いつもと様子が違う2020年シーズンイン。Team KAGAYAMAコメント

2020/03/16

新型コロナウィルス感染が広がる中、毎年恒例のシーズン前合同テストはホンダ系のチームが参加を自粛したため、2チーム:5名という異例のテスト風景となった。テストに参加したチーム・ライダーへのコメントを紹介する。今回は、現役ライダー、監督、チームオーナーと一人何役もこなすTeam KAGAYAMAの加賀山就臣と今年新規加入した昨年のJ-GP3クラスチャンピオン:長谷川聖。

昨年、ヨシムラに電撃移籍して周囲を驚かせた加賀山。チームとしての変革に加賀山の力が必要、とのヨシムラの要望に応えるべく一年間を闘い抜いた。今年は自らのチームに戻りタイヤをブリヂストンにスイッチした。

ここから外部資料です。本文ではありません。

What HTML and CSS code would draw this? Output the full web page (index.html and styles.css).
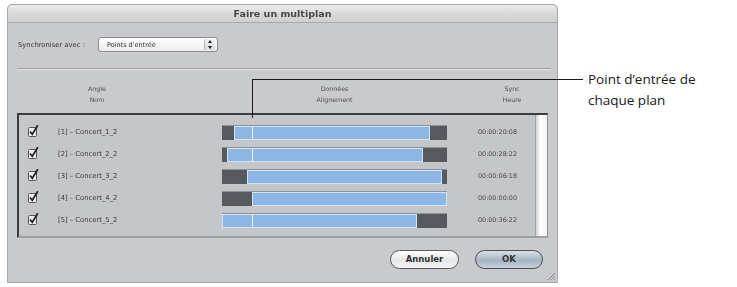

今シーズン初めての走行を終えてマシンの感触はいかがでしょうか。

「残念ながらまだマシンについて語れる状況ではありません。去年のヨシムラのデータを活かすこともできましたが止めました。理由も分からずマシンのセットをガラリと変えてもメカニックたちがその先に進めなくなってしまうからです。昨年までのマシンにブリヂストンタイヤを履かせたときにどうなるのか、どうしなくてはいけないのかを理解することで次のステップに進んだときに判断がしやすくなります。だから敢えて昨年のマシンセットにBSタイヤを履かせて臨みましたが当然合いません。遠回りだけど結果的に近道になると思っています。」

Team KAGAYAMAにとって久しぶりのブリヂストンタイヤですが感触はいかがでしょうか。

「タイヤについてもまだ語れる状況ではありませ。昨年スペックのマシンにブリヂストンタイヤを履かせても悪いところばかりでした。ブリヂストンタイヤに関する情報がほとんど無いので今回のテストでブリヂストンさんからいろいろと情報をもらえたことに感謝しています。」

今シーズンの抱負をお願いします。

「Team KAGAYAMAとして新しい体制でスタート、タイヤも勝つためには必需品と言われているブリヂストンにスイッチしてどこまで挑めるかがポイントであり、楽しみでもあります。早いタイミングでベースセットを出して勝負できるとこまで行きたいな、と思います。そして全日本ロードレースが盛り上がるようなバトルを魅せたいと思っています。ヤマハファクトリー、ホンダさんはレベルの高いレースをすると思うのでどこまでそこに近づけるか、勝利のチャンスを見つけられるか、そこで加賀山就臣というライダーの存在を魅せられるレースができれば、と思います」

昨年、J-GP3クラスチャンピオンを獲得した長谷川聖。昨年のMFJランキング表彰式で「できれば1,000ccはステップアップしたい」と話していたがまさかのTeam KAGAYAMA入りだった。1,000ccバイク未経験。苦労するのは承知の上で自ら厳しい道を選んだ。

今シーズンの初テストを終えていかがでしょうか。

「1,000ccバイクを自分のモノにできていないことを痛感しました。今は走り込むしかないので,周回を重ねる中で1,000ccバイクに慣れていきたいと思います。」

タイヤメーカーが昨年までのブリヂストンからダンロップに変わりました。

「250ccと1,000ccとの差があるとは言えやはりタイヤのフィーリングは違います。ブリヂストンの時の走り方では合わないのでダンロップタイヤでの走り方にも慣れていきたいと思います」

今シーズンの抱負をお願いします。

「先ずは入賞を目指したいです。そしてシーズン後半には表彰台を狙えるポジションに居たいと思います。もちろん結果が大事ですが今シーズンは同じくらい経験を大切にしたいと思います。とにかく1,000ccバイクでの闘い方を見出したいと思います」

加賀山就臣監督はどうですか?

「すごく良くしてもらっています。優しくもあり厳しくもあります。何より現役の最前線にいるライダーである加賀山さんからのアドバイスはすごくよく解りますし、ストンと腹に落ちます。加賀山さんについて今年一年は成長できる年にしたいと思っています」

今年46歳を迎える加賀山。もうベテランだがその体力、気力は若手には負けていない。百戦錬磨の経験は決勝レースの組み立て、闘い方に活きてくる。ブリヂストンタイヤを手に入れた加賀山がどんな走りを魅せてくれるのか楽しみである。